AppArmor is an open source and powerful command-line software written in C, C++, Perl, UNIX shell and designed to provide an extra layer of security for your Linux operating system. As its name suggests, AppArmor is just like an armor for your Linux applications, offering you network application security through necessary access control for apps. It is designed to protect your system from various malware.
AppArmor is a command-line tool that has been designed from the offset to be easy to use and effective, while proactively protects your entire Linux-based operating system and open source applications from various threats. Many modern GNU/Linux distributions include the AppArmor software by default.
What options are available from the command-line?
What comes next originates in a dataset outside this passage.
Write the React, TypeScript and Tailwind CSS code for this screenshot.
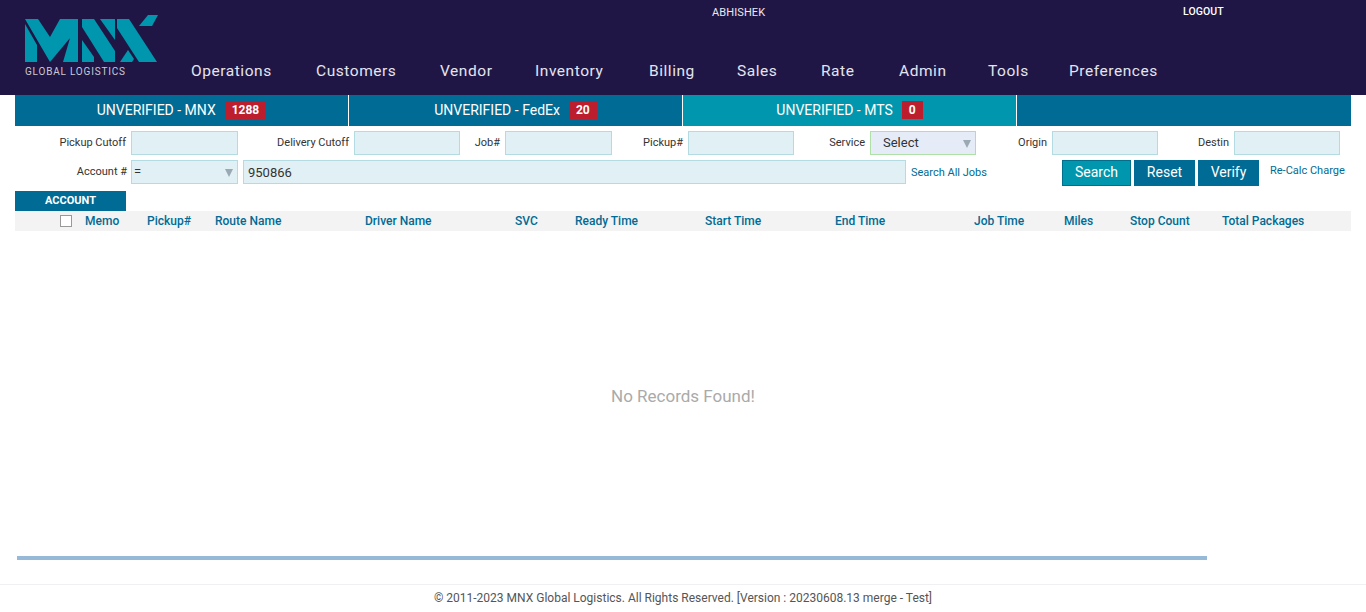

The ‘apparmor’ command includes a wide range of options, such as the ability to add, replace or remove AppArmor definitions, force the profile into complain mode, set the input as pre-compiled profile, dump compiled profiles and names of profiles to stdout or in input, write output to a specific file, set the base directory and cwd, as well as to set the location of the AppArmor filesystem.
Additionally, it provides support for mapping profiles’ read permissions to mr, report cache miss and hit details, save cached profiles, set the location of the profile cache, display profile names as they are loaded, debug AppArmor definitions, control DFA optimizations, set Namespace for a certain profile, run in quiet mode without outputting warnings, dump internal information for debugging and AppArmor pre-processed profiles.
Is AppArmor compatible with my Linux box?
AppArmor is currently included in the Arch Linux, Annvix, Debian GNU/Linux, Ubuntu, openSUSE, Pardus Linux, Gentoo, PLD and Mandriva operating systems. It supports both 32-bit and 64-bit hardware platforms, and it will most probably run on many other distributions of Linux based on the aforementioned OSes.